A Real-World Transport Scheduler Applied to Australian Sugarcane Industry

This paper describes a new approach to develop a real-world automated scheduler applicable for Australian sugarcane industry. In Australia, the transport sector plays a critical role in raw sugarcane harvest and accounts for over 35% of the total cost of raw sugar production. The generation of an optimised schedule can bring the following practical benefits: eliminate bin supply delays to harvesters, minimise the number of locomotives/bins, reduce the locomotive shifts, control the sugarcane age/quality, etc. To generate such a scheduler, a new optimisation approach is developed based on job shop scheduling techniques using constraint programming and mixed integer programming. The proposed approach can produce solutions for small-scale and large-scale cases in agriculture/crops transport systems in a reasonable time.
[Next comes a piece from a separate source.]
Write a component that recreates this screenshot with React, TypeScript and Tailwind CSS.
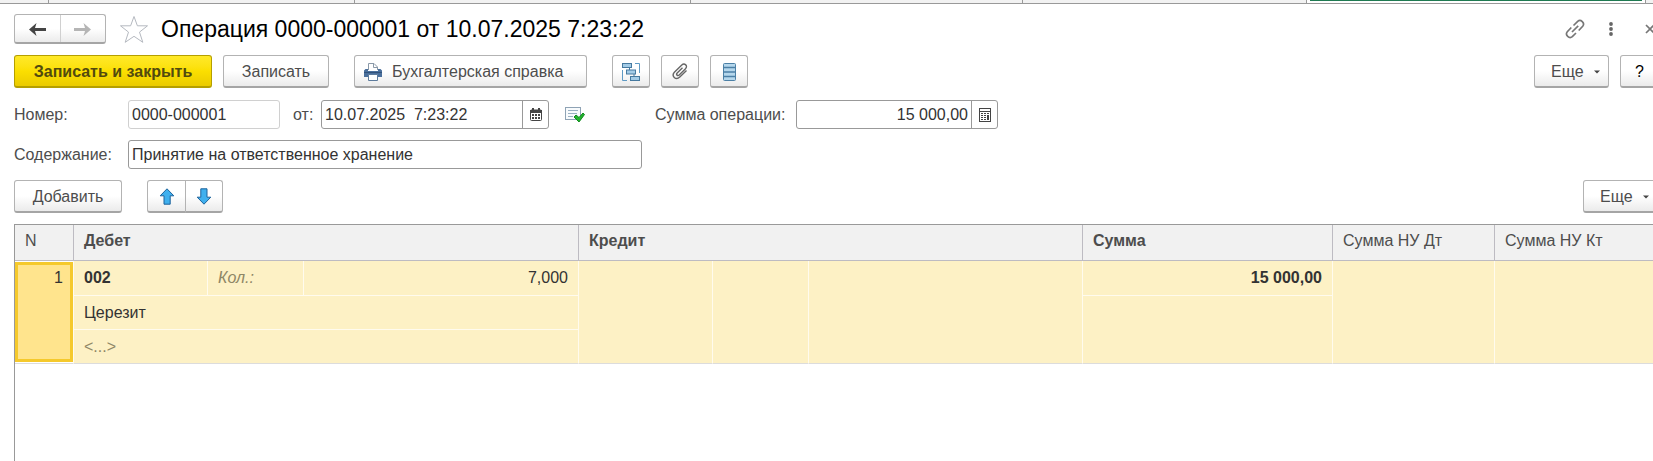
import React from "react";

type ButtonProps = {
  children: React.ReactNode;
  className?: string;
  label?: string;
};

const Button = ({ children, className = "justify-center", label }: ButtonProps) => (
  <button
    type="button"
    aria-label={label}
    className={`flex h-[33px] shrink-0 items-center rounded-[3px] border border-b-2 border-[#b3b3b3] border-b-[#a5a5a5] bg-linear-to-b from-white from-50% to-[#ebebeb] pt-px ${className}`}
  >
    {children}
  </button>
);

const Caret = () => (
  <svg width="6" height="4" viewBox="0 0 6 4" aria-hidden="true">
    <path d="M0 0.5h6L3 3.5z" fill="#444" />
  </svg>
);

const NavArrow = ({ className = "" }: { className?: string }) => (
  <svg width="17" height="13" viewBox="0 0 17 13" className={className} aria-hidden="true">
    <path d="M0 6.500L7.500 0 6 5h11v3H6l1.500 5z" fill="currentColor" />
  </svg>
);

const StarIcon = () => (
  <svg width="30" height="29" viewBox="0 0 30 29" aria-hidden="true">
    <path
      d="M15 1.500l3.400 9.300h10.100l-8 6.300 3.300 10.200L15 21.300l-8.800 6 3.300-10.200-8-6.300h10.100z"
      fill="#fff"
      stroke="#b5b9c0"
    />
  </svg>
);

const LinkIcon = () => (
  <svg width="20" height="20" viewBox="0 0 20 20" fill="none" stroke="#777" strokeWidth="1.7" aria-hidden="true">
    <path d="M8.500 6.500l4.200-4.200c3-2.600 7.600 1.700 5 5l-4 4.200" />
    <path d="M11 14l-3.700 3.700c-3 2.600-7.600-1.700-5-5l4-4.200" />
    <path d="M7 13l6.200-6.200" />
  </svg>
);

const DotsIcon = () => (
  <svg width="4" height="14" viewBox="0 0 4 14" fill="#666" aria-hidden="true">
    <circle cx="2" cy="2" r="1.900" />
    <circle cx="2" cy="7" r="1.900" />
    <circle cx="2" cy="12" r="1.900" />
  </svg>
);

const CloseIcon = () => (
  <svg width="10" height="10" viewBox="0 0 10 10" stroke="#777" strokeWidth="1.7" aria-hidden="true">
    <path d="M1 1l8 8M9 1L1 9" />
  </svg>
);

const PrinterIcon = () => (
  <svg width="18" height="18" viewBox="0 0 18 18" aria-hidden="true">
    <path d="M4.500 7V.5h5.500l3.500 3.500V7" fill="#fff" stroke="#8a99a8" />
    <path d="M9.500.5v4h4" fill="none" stroke="#8a99a8" />
    <path d="M1.500 6H4v2h10V6h2.500L18 7.500V14H0V7.500z" fill="#4a6f9c" />
    <path d="M0 9.500h18" stroke="#31527a" />
    <path d="M4.500 11.500h9v6h-9z" fill="#fff" stroke="#5d7b9c" />
  </svg>
);

const StructureIcon = () => (
  <svg width="18" height="18" viewBox="0 0 18 18" fill="none" aria-hidden="true">
    <path d="M13 .5h4.500V10M.5 7v10.500H5" stroke="#5f9ac4" />
    <path d="M7.500 4v3M12 10v4" stroke="#46799f" />
    <g fill="#a3cbe6" stroke="#46799f">
      <rect x=".5" y=".5" width="9" height="4" />
      <rect x="4.500" y="7" width="9" height="4" />
      <rect x="8.500" y="13.500" width="9" height="4" />
    </g>
  </svg>
);

const ClipIcon = () => (
  <svg width="16" height="17" viewBox="0 0 16 17" fill="none" stroke="#666" strokeWidth="1.4" aria-hidden="true">
    <path d="M10.500 4.800L5.200 10c-1.500 1.600.5 3.400 2 2l6.300-6.200c2.800-3-1-6.200-3.700-3.800L2.600 9c-3.800 4 1.200 8.800 5.200 5l6.700-6.600" />
  </svg>
);

const ListIcon = () => (
  <svg width="13" height="18" viewBox="0 0 13 18" fill="#b5d7ec" stroke="#4c80a6" aria-hidden="true">
    <rect x=".5" y=".5" width="12" height="17" rx="1" />
    <path d="M.5 4.500h12M.5 9h12M.5 13.500h12" strokeWidth="1.5" />
  </svg>
);

const CalendarIcon = () => (
  <svg width="12" height="13" viewBox="0 0 12 13" aria-hidden="true">
    <rect x=".5" y="2" width="11" height="10.500" rx="1" fill="#fff" stroke="#444" />
    <path d="M0 2h12v3H0zM2 0h2v3H2zM8 0h2v3H8z" fill="#444" />
    <path
      d="M2 6h2v2H2zM5 6h2v2H5zM8 6h2v2H8zM2 9h2v2H2zM5 9h2v2H5zM8 9h2v2H8z"
      fill="#444"
    />
  </svg>
);

const CalculatorIcon = () => (
  <svg width="12" height="14" viewBox="0 0 12 14" aria-hidden="true">
    <rect x=".5" y=".5" width="11" height="13" fill="#fff" stroke="#444" />
    <path d="M0 3.500h12" stroke="#444" />
    <path
      d="M2 5h2v1H2zM5 5h2v1H5zM8 5h2v1H8zM2 7h2v1H2zM5 7h2v1H5zM8 7h2v5H8zM2 9h2v1H2zM5 9h2v1H5zM2 11h2v1H2zM5 11h2v1H5z"
      fill="#444"
    />
  </svg>
);

const PostedIcon = () => (
  <svg width="20" height="16" viewBox="0 0 20 16" aria-hidden="true">
    <rect x=".5" y=".5" width="15" height="12" fill="#f8fbfd" stroke="#8fa3b5" />
    <path d="M3 3.500h10M3 6.500h9M3 9.500h5" stroke="#9ab0c2" />
    <path d="M9 10l2-2 3 2.500L18 6l1.500 1.500L14 15z" fill="#21b32c" stroke="#128a20" />
  </svg>
);

const MoveArrow = ({ className = "" }: { className?: string }) => (
  <svg width="16" height="17" viewBox="0 0 16 17" className={className} aria-hidden="true">
    <path
      d="M8 .8l6.800 7h-3.600v8.400H5V7.800H1.200z"
      fill="#3fb0ee"
      stroke="#1d639c"
      strokeLinejoin="round"
    />
  </svg>
);

const inputClass = "h-[29px] bg-white px-[3px] text-[#333] outline-none";
const headClass = "border-r border-b border-[#bdbbc2] px-2.5 pb-1 text-left";
const cellClass = "border-r border-b border-[#fffbee] px-2.5";
const lastCellClass = "border-r border-b border-r-[#fffbee] border-b-[#dcdcdc] px-2.5";

const App = () => {
  return (
    <div className="flex min-h-screen flex-col overflow-hidden bg-white font-['Liberation_Sans',Arial,sans-serif] text-base leading-5 text-[#4d4d4d]">
      {/* Bottom edge of the window tabs */}
      <div className="flex h-1 shrink-0 border-b border-[#999] bg-[#f2f2f2]">
        <div className="w-[49px] border-r border-[#999]" />
        <div className="w-[306px] border-r border-[#999]" />
        <div className="w-[336px] border-r border-[#999]" />
        <div className="w-[332px] border-r border-[#999]" />
        <div className="w-[284px] border-r border-[#999]" />
        <div className="flex-1 bg-white px-[3px]">
          <div className="h-px bg-[#1f7a52]" />
        </div>
        <div className="w-2 border-l border-[#999]" />
      </div>

      {/* Title */}
      <header className="mt-2.5 flex h-[30px] items-center pl-3.5">
        <div className="flex h-[30px] w-[92px] rounded-[3px] border border-b-2 border-[#b3b3b3] border-b-[#a5a5a5] bg-linear-to-b from-white from-50% to-[#ebebeb]">
          <button type="button" aria-label="Назад" className="flex flex-1 items-center justify-center border-r border-[#d0d0d0] pt-px">
            <NavArrow className="text-[#444]" />
          </button>
          <button type="button" aria-label="Вперед" className="flex flex-1 items-center justify-center pt-px">
            <NavArrow className="rotate-180 text-[#b5b5b5]" />
          </button>
        </div>
        <button type="button" aria-label="Избранное" className="ml-[13px]">
          <StarIcon />
        </button>
        <h1 className="ml-3 text-[23px] leading-7 text-black">
          Операция 0000-000001 от 10.07.2025 7:23:22
        </h1>
        <div className="-mr-0.5 ml-auto flex items-center">
          <button type="button" aria-label="Ссылка">
            <LinkIcon />
          </button>
          <button type="button" aria-label="Меню" className="ml-6">
            <DotsIcon />
          </button>
          <button type="button" aria-label="Закрыть" className="ml-8">
            <CloseIcon />
          </button>
        </div>
      </header>

      {/* Main commands */}
      <div className="-mr-2 mt-[11px] flex pl-3.5">
        <button
          type="button"
          className="h-[33px] w-[198px] rounded-[3px] border border-b-2 border-[#b59f00] bg-linear-to-b from-[#ffe927] via-[#fbdf00] to-[#ebcb00] pt-px font-bold text-[#514a0f]"
        >
          Записать и закрыть
        </button>
        <Button className="ml-[11px] w-[106px] justify-center">Записать</Button>
        <Button className="ml-[25px] w-[233px] gap-2.5 pl-[9px]">
          <PrinterIcon />
          Бухгалтерская справка
        </Button>
        <Button label="Структура подчиненности" className="ml-[25px] w-[38px] justify-center">
          <StructureIcon />
        </Button>
        <Button label="Присоединенные файлы" className="ml-[11px] w-[38px] justify-center">
          <ClipIcon />
        </Button>
        <Button label="Реестр" className="ml-[11px] w-[38px] justify-center">
          <ListIcon />
        </Button>
        <Button className="ml-auto w-[75px] gap-2.5 pl-4">
          Еще
          <Caret />
        </Button>
        <Button className="ml-[11px] w-[41px] pl-3.5 text-black">?</Button>
      </div>

      {/* Document fields */}
      <div className="mt-3 flex items-center pl-3.5">
        <label htmlFor="number" className="w-[114px]">
          Номер:
        </label>
        <input
          id="number"
          readOnly
          value="0000-000001"
          className={`${inputClass} w-[152px] rounded-[3px] border border-[#d0d0d0]`}
        />
        <label htmlFor="date" className="ml-[13px] w-7">
          от:
        </label>
        <div className="flex rounded-[3px] border border-[#999]">
          <input
            id="date"
            defaultValue="10.07.2025  7:23:22"
            className="h-[27px] w-[200px] rounded-l-[3px] px-[3px] whitespace-pre text-[#333] outline-none"
          />
          <button type="button" aria-label="Календарь" className="flex w-[26px] items-center justify-center border-l border-[#999]">
            <CalendarIcon />
          </button>
        </div>
        <span className="ml-4">
          <PostedIcon />
        </span>
        <label htmlFor="total" className="ml-[70px] w-[141px]">
          Сумма операции:
        </label>
        <div className="flex rounded-[3px] border border-[#999]">
          <input
            id="total"
            defaultValue="15 000,00"
            className="h-[27px] w-[174px] rounded-l-[3px] px-[3px] text-right text-[#333] outline-none"
          />
          <button type="button" aria-label="Калькулятор" className="flex w-[26px] items-center justify-center border-l border-[#999]">
            <CalculatorIcon />
          </button>
        </div>
      </div>
      <div className="mt-[11px] flex items-center pl-3.5">
        <label htmlFor="content" className="w-[114px]">
          Содержание:
        </label>
        <input
          id="content"
          defaultValue="Принятие на ответственное хранение"
          className={`${inputClass} w-[514px] rounded-[3px] border border-[#999]`}
        />
      </div>

      {/* Table commands */}
      <div className="-mr-2 mt-[11px] flex pl-3.5">
        <Button className="w-[108px] justify-center">Добавить</Button>
        <Button label="Переместить вверх" className="ml-[25px] w-[39px] justify-center rounded-r-none">
          <MoveArrow />
        </Button>
        <Button label="Переместить вниз" className="-ml-px w-[38px] justify-center rounded-l-none">
          <MoveArrow className="rotate-180" />
        </Button>
        <Button className="ml-auto w-[78px] gap-2.5 pl-4">
          Еще
          <Caret />
        </Button>
      </div>

      {/* Entries */}
      <div className="mt-[11px] ml-3.5 flex-1 border-t border-l border-[#999]">
        <table className="w-full table-fixed border-separate border-spacing-0">
          <colgroup>
            <col className="w-[59px]" />
            <col className="w-[134px]" />
            <col className="w-[96px]" />
            <col className="w-[275px]" />
            <col className="w-[134px]" />
            <col className="w-[96px]" />
            <col className="w-[274px]" />
            <col className="w-[250px]" />
            <col className="w-[162px]" />
            <col />
          </colgroup>
          <thead className="bg-[#f1f1f1]">
            <tr className="h-9">
              <th className={`${headClass} font-normal`}>N</th>
              <th colSpan={3} className={headClass}>
                Дебет
              </th>
              <th colSpan={3} className={headClass}>
                Кредит
              </th>
              <th className={headClass}>Сумма</th>
              <th className={`${headClass} font-normal`}>Сумма НУ Дт</th>
              <th className={`${headClass} border-r-0 font-normal`}>Сумма НУ Кт</th>
            </tr>
          </thead>
          <tbody className="bg-[#fdf1c5] text-[#333]">
            <tr className="h-[35px]">
              <td rowSpan={3} className="border-r border-b border-r-[#fffbee] border-b-[#dcdcdc] bg-white py-px text-right align-top">
                <div className="h-[100px] border-3 border-[#f5c92c] bg-[#ffe48d] px-[7px] py-[3px]">1</div>
              </td>
              <td className={`${cellClass} font-bold`}>002</td>
              <td className={`${cellClass} text-[#8f8766] italic`}>Кол.:</td>
              <td className={`${cellClass} text-right`}>7,000</td>
              <td rowSpan={3} className={lastCellClass} />
              <td rowSpan={3} className={lastCellClass} />
              <td rowSpan={3} className={lastCellClass} />
              <td className={`${cellClass} text-right font-bold`}>15 000,00</td>
              <td rowSpan={3} className={lastCellClass} />
              <td rowSpan={3} className={`${lastCellClass} border-r-0`} />
            </tr>
            <tr className="h-[34px]">
              <td colSpan={3} className={cellClass}>
                Церезит
              </td>
              <td rowSpan={2} className={lastCellClass} />
            </tr>
            <tr className="h-[34px]">
              <td colSpan={3} className={`${lastCellClass} text-[#8f8766]`}>
                &lt;...&gt;
              </td>
            </tr>
          </tbody>
        </table>
      </div>
    </div>
  );
};

export default App;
Mixed integer programming focuses on objective function using linear relaxation to prune suboptimal solutions, while constraint programming focuses on the model using filtering algorithms to eliminate infeasible candidate solutions. The applicability of the developed scheduler has been validated by a real-world case study for Kalamia Mill in Queensland, Australia. Following from the validation and discussion, it is concluded that the automated scheduler would be a valuable optimisation tool for transport modellers in Australian sugarcane industry.